Concrete Techniques and Design responded with a motion to dismiss under Rule 12(b)(6) of North Carolina’s Rules of Civil Procedure on September 22, 2023—arguing that res judicata barred any new lawsuit due to their prior settlement agreement covering all potential claims from the original dispute.

The trial court agreed with Concrete Techniques and Design’s argument regarding res judicata and dismissed W.M. Jordan’s complaint on December 15, 2023. W.M. Jordan appealed this decision.

In its analysis issued April 15, 2026 (No. COA24-479), the Court of Appeals reviewed whether state or federal law governed who decides if res judicata applies when there is an arbitration clause involved—a key point because federal law (the Federal Arbitration Act) requires arbitrators rather than courts decide such issues when interstate commerce is involved.

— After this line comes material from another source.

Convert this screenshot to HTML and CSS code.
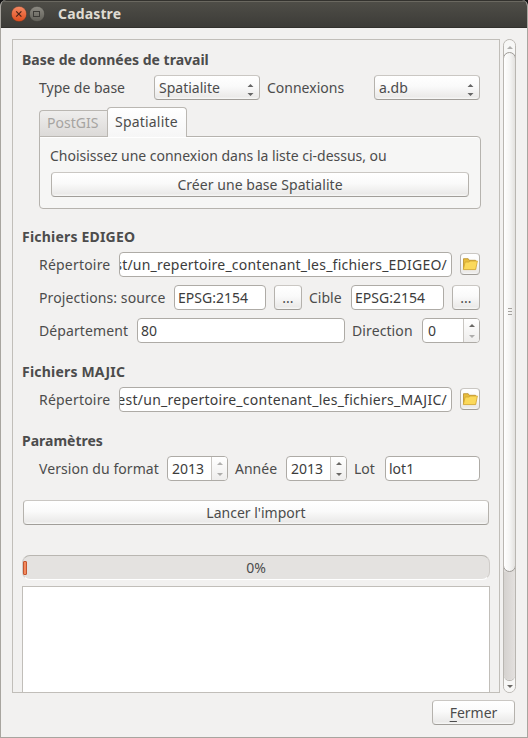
FILE: index.html
```html
<!DOCTYPE html>
<html lang="fr">
<head>
<meta charset="utf-8">
<title>Cadastre</title>
<link rel="stylesheet" href="styles.css">
</head>
<body>
<div class="window">
  <header class="titlebar">
    <svg class="winbtn" width="16" height="16" viewBox="0 0 16 16">
      <defs>
        <linearGradient id="orange" x1="0" y1="0" x2="0" y2="1"><stop offset="0" stop-color="#f58a64"/><stop offset="1" stop-color="#df4c1d"/></linearGradient>
        <linearGradient id="grey" x1="0" y1="0" x2="0" y2="1"><stop offset="0" stop-color="#8d8b83"/><stop offset="1" stop-color="#605f58"/></linearGradient>
      </defs>
      <circle cx="8" cy="8" r="7.7" fill="url(#orange)" stroke="#33322e" stroke-width=".5"/>
      <path d="M5.2 5.4l5.2 5.2M10.4 5.4l-5.2 5.2" stroke="#4a2317" stroke-width="1.2"/>
    </svg>
    <svg class="winbtn" width="16" height="16" viewBox="0 0 16 16">
      <circle cx="8" cy="8" r="7.7" fill="url(#grey)" stroke="#33322e" stroke-width=".5"/>
      <rect x="4.5" y="5.5" width="6" height="5" fill="none" stroke="#3b3a36"/>
    </svg>
    <span class="title">Cadastre</span>
  </header>
  <div class="main">
    <div class="area">
      <h2>Base de données de travail</h2>
      <div class="row">
        <span class="label w-type">Type de base</span>
        <div class="combo"><span>Spatialite</span><svg class="arrows" width="7" height="12" viewBox="0 0 7 12"><path d="M.5 3L3.5 0L6.5 3zM.5 9h6L3.5 12z"/></svg></div>
        <span class="label w-conn">Connexions</span>
        <div class="combo"><span>a.db</span><svg class="arrows" width="7" height="12" viewBox="0 0 7 12"><path d="M.5 3L3.5 0L6.5 3zM.5 9h6L3.5 12z"/></svg></div>
      </div>
      <div class="tabs">
        <div class="tabbar">
          <div class="tab"><span>PostGIS</span></div>
          <div class="tab active"><span class="t-spatialite">Spatialite</span></div>
        </div>
        <div class="pane">
          <p>Choisissez une connexion dans la liste ci-dessus, ou</p>
          <div class="button wide"><span class="t-create">Créer une base Spatialite</span></div>
        </div>
      </div>

      <h2 class="h-files">Fichiers EDIGEO</h2>
      <div class="row">
        <span class="label w-rep">Répertoire</span>
        <div class="field path"><span class="t-path1">st/un_repertoire_contenant_les_fichiers_EDIGEO/</span></div>
        <div class="folder"><svg width="16" height="14" viewBox="0 0 16 14"><path d="M1.5 12V1.7h4.7l1 1.6h6.3V12z" fill="#e8bd3e" stroke="#b78d27" stroke-width=".8"/><path d="M1.3 12.6L3.2 5h4l1-1h7.2l-1.7 8.6z" fill="#fbd95b" stroke="#d2a632" stroke-width=".8"/></svg></div>
      </div>
      <div class="row">
        <span class="label w-proj">Projections: source</span>
        <div class="field epsg"><span>EPSG:2154</span></div>
        <div class="button dots first">...</div>
        <span class="label w-cible">Cible</span>
        <div class="field epsg second"><span>EPSG:2154</span></div>
        <div class="button dots">...</div>
      </div>
      <div class="row">
        <span class="label w-dep">Département</span>
        <div class="field dep"><span>80</span></div>
        <span class="label w-dir">Direction</span>
        <div class="spin dir"><span class="num">0</span><span class="step down-off"><i class="up"></i><i class="down"></i></span></div>
      </div>

      <h2 class="h-files">Fichiers MAJIC</h2>
      <div class="row">
        <span class="label w-rep">Répertoire</span>
        <div class="field path"><span class="t-path2">est/un_repertoire_contenant_les_fichiers_MAJIC/</span></div>
        <div class="folder"><svg width="16" height="14" viewBox="0 0 16 14"><path d="M1.5 12V1.7h4.7l1 1.6h6.3V12z" fill="#e8bd3e" stroke="#b78d27" stroke-width=".8"/><path d="M1.3 12.6L3.2 5h4l1-1h7.2l-1.7 8.6z" fill="#fbd95b" stroke="#d2a632" stroke-width=".8"/></svg></div>
      </div>

      <h2>Paramètres</h2>
      <div class="row">
        <span class="label w-ver">Version du format</span>
        <div class="spin"><span class="num">2013</span><span class="step up-off down-off"><i class="up"></i><i class="down"></i></span></div>
        <span class="label w-annee">Année</span>
        <div class="spin"><span class="num">2013</span><span class="step"><i class="up"></i><i class="down"></i></span></div>
        <span class="label w-lot">Lot</span>
        <div class="field lot"><span>lot1</span></div>
      </div>

      <div class="button launch"><span>Lancer l'import</span></div>
      <div class="progress"><span class="chunk"></span><span class="pct">0%</span></div>
      <div class="log"></div>
    </div>
    <div class="scrollbar">
      <div class="trough-up"><i class="up"></i></div>
      <div class="thumb"><span class="grip"></span></div>
      <div class="trough"></div>
      <div class="trough-down"><i class="down"></i></div>
    </div>
  </div>
  <footer class="footer"><div class="button close"><span><u>F</u>ermer</span></div></footer>
</div>
</body>
</html>
```

FILE: styles.css
```css
* { box-sizing: border-box; }
body {
  margin: 0;
  background: #111;
  color: #4c4c4c;
  font: 14px/20px "Noto Sans", "Open Sans", sans-serif;
  white-space: nowrap;
}
.window {
  width: 528px;
  height: 738px;
  display: flex;
  flex-direction: column;
  background: #f2f1f0;
  border: 1px solid #a8a59f;
  border-top: 0;
  border-radius: 6px 6px 0 0;
  overflow: hidden;
}
.titlebar {
  height: 28px;
  flex: none;
  margin: 0 -1px;
  padding: 0 0 1px 11px;
  display: flex;
  align-items: center;
  background: linear-gradient(#4f4e48, #3c3b37);
  border-top: 1px solid #33322e;
  box-shadow: inset 0 1px #6a6860, inset 0 -1px #32312d;
}
.winbtn { margin-right: 2px; }
.title {
  margin-left: 11px;
  color: #dfdbd2;
  font-weight: 700;
  letter-spacing: .15px;
}
.main {
  display: flex;
  height: 654px;
  margin: 11px 0 0 11px;
  gap: 3px;
}
.area {
  width: 488px;
  height: 654px;
  overflow: hidden;
  border: 1px solid #c1beb9;
  padding: 10px 9px 0;
}
h2 {
  margin: 0 0 5px;
  height: 20px;
  font-size: 14px;
  line-height: 20px;
  font-weight: 700;
}
.h-files { letter-spacing: .2px; }
.row {
  display: flex;
  align-items: center;
  height: 25px;
  padding-left: 17px;
  margin-bottom: 8px;
}
.row + h2 { margin-top: 19px; }
.row .label { flex: none; }

.w-type { width: 115px; }
.w-conn { width: 107px; }
.w-rep { width: 80px; letter-spacing: .2px; }
.w-proj { width: 135px; letter-spacing: .1px; }
.w-cible { width: 42px; }
.w-dep { width: 98px; letter-spacing: .1px; }
.w-dir { width: 70px; letter-spacing: .1px; }
.w-ver { width: 128px; letter-spacing: .06px; }
.w-annee { width: 51px; }
.w-lot { width: 31px; }

.combo, .button, .folder {
  border: 1px solid #b5b2ad;
  border-top-color: #cac7c3;
  border-bottom-color: #a19e99;
  border-radius: 4px;
  background: linear-gradient(#fff, #fafafa 45%, #ebeae9 90%, #f8f8f7);
}
.combo {
  width: 106px;
  height: 25px;
  padding: 0 5px 0 4px;
  display: flex;
  align-items: center;
  justify-content: space-between;
}
.combo + .label { margin-left: 7px; }
.arrows { fill: #666; margin-top: 4px; }
.button {
  height: 25px;
  display: flex;
  align-items: center;
  justify-content: center;
}

.tabs { margin: -1px 0 18px 17px; width: 442px; }
.tabbar { position: relative; display: flex; align-items: flex-end; height: 30px; }
.tab {
  width: 68px;
  height: 27px;
  padding-left: 7px;
  line-height: 24px;
  color: #a6a4a1;
  border: 1px solid #bab7b2;
  border-right: 0;
  border-radius: 4px 0 0 0;
  background: linear-gradient(#efeeed, #dcdad8);
}
.tab.active {
  width: 80px;
  height: 30px;
  color: #4c4c4c;
  line-height: 28px;
  border-right: 1px solid #bab7b2;
  border-bottom: 0;
  border-radius: 4px 4px 0 0;
  background: linear-gradient(#fff, #f6f6f6);
}
.t-spatialite { letter-spacing: .2px; }
.t-create { letter-spacing: .05px; }
.pane {
  height: 73px;
  margin-top: -1px;
  padding: 9px 11px 0;
  border: 1px solid #b6b3ae;
  border-radius: 0 4px 4px 4px;
  background: #f6f6f5;
  box-shadow: inset 0 1px #fff;
}
.pane p { margin: 0 0 6px -1px; letter-spacing: -.02px; }

.field, .spin {
  height: 25px;
  display: flex;
  align-items: center;
  background: #fff;
  border: 1px solid #aeaba6;
  border-radius: 4px;
  color: #3c3c3c;
  overflow: hidden;
}
.field { padding: 0 3px; }
.path { width: 333px; justify-content: flex-end; padding: 0 4px 0 0; }
.t-path1 { letter-spacing: .22px; }
.t-path2 { letter-spacing: .26px; }
.folder {
  width: 20px;
  height: 22px;
  margin: 0 0 2px 8px;
  display: flex;
  align-items: center;
  justify-content: center;
}
.folder svg { flex: none; }
.epsg { width: 92px; }
.epsg.second { width: 93px; }
.dots { width: 28px; margin-left: 8px; }
.dots.first { margin-right: 7px; }
.dep { width: 208px; margin-right: 7px; }
.spin { width: 61px; }
.spin + .label { margin-left: 7px; }
.spin.dir { width: 58px; }
.num { flex: 1; padding-left: 4px; }
.dir .num { padding-left: 5px; }
.step {
  width: 16px;
  height: 23px;
  display: flex;
  flex-direction: column;
  align-items: center;
  justify-content: space-between;
  padding: 5px 0 4px;
  border-left: 1px solid #c9c6c2;
  background: linear-gradient(#fff, #eeedec);
}
i { border: 3px solid transparent; }
i.up { border-top: 0; border-bottom-color: #6a6865; }
i.down { border-bottom: 0; border-top-color: #6a6865; }
.up-off .up, .down-off .down { opacity: .5; }
.lot { width: 95px; }

.launch { width: 466px; margin-left: 1px; }
.row + .launch { margin-top: 19px; }
.progress {
  width: 468px;
  height: 25px;
  margin-top: 30px;
  display: flex;
  align-items: center;
  border-radius: 8px;
  background: #e4e2e0;
  border-top: 1px solid #b9b6b1;
  border-left: 1px solid #cfccc9;
  border-right: 1px solid #cfccc9;
  border-bottom: 1px solid #fff;
}
.chunk {
  width: 4px;
  height: 14px;
  border: 1px solid #c4552f;
  border-radius: 1px;
  background: #f28a5e;
}
.pct { flex: 1; text-align: center; padding-right: 4px; }
.log {
  width: 468px;
  height: 120px;
  margin-top: 6px;
  background: #fff;
  border: 1px solid #c1beb9;
}

.scrollbar {
  width: 13px;
  height: 654px;
  display: flex;
  flex-direction: column;
  border: 1px solid #b9b6b1;
  border-radius: 7px;
  background: #dfdcd9;
  overflow: hidden;
}
.trough-up, .trough-down {
  display: flex;
  align-items: center;
  justify-content: center;
  background: #f7f7f6;
}
.trough-up { height: 18px; margin-bottom: -6px; padding-bottom: 4px; }
.trough-up i { opacity: .5; }
.thumb {
  height: 520px;
  flex: none;
  margin: 0 -1px;
  display: flex;
  align-items: center;
  justify-content: center;
  border: 1px solid #9d9a96;
  border-radius: 7px;
  background: linear-gradient(90deg, #fff, #f4f4f3 55%, #e3e1df);
}
.grip {
  width: 4px;
  height: 7px;
  margin-top: -2px;
  background: repeating-linear-gradient(#a5a29e 0 1px, transparent 1px 3px);
}
.trough {
  flex: 1;
  z-index: 1;
  border-radius: 0 0 6px 6px;
  box-shadow: 0 1px #b9b6b1;
  background: linear-gradient(90deg, #d5d2cf, #e3e0de);
}
.trough-down { height: 18px; margin-top: -6px; padding-top: 6px; }
.footer { display: flex; justify-content: flex-end; padding: 7px 12px 0 0; }
.close { width: 83px; height: 25px; }
u { text-underline-offset: 3px; text-decoration-thickness: 1px; }
```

The appellate panel determined that because Plaintiff is based in Virginia while Defendant is based in North Carolina—and because the hotel serves interstate travelers—the transaction falls under federal jurisdiction via the Federal Arbitration Act (FAA). As stated: “Because the FAA applies, the arbitrator—not the trial court—should have decided the application of res judicata.”

As a result, “the trial court erred in granting Defendant’s motion to dismiss on res judicata grounds.” The appellate decision reverses dismissal and remands with instructions for referral to arbitration as originally required by contract between W.M. Jordan Company Incorporated and Concrete Techniques and Design Inc.

Attorneys representing W.M. Jordan Company Incorporated are Jeffrey B. Kuykendal and Walt Rapp from McAngus Goudelock & Courie PLLC; attorneys representing Concrete Techniques and Design Inc. are Steven A. Bader and Daniel G. Katzenbach from Cranfill Sumner LLP; Judge Clinton Rowe presided over proceedings at Superior Court level; Appellate Judges Stroud and Stading concurred with Judge Carpenter’s opinion; Case ID: No. COA24-479.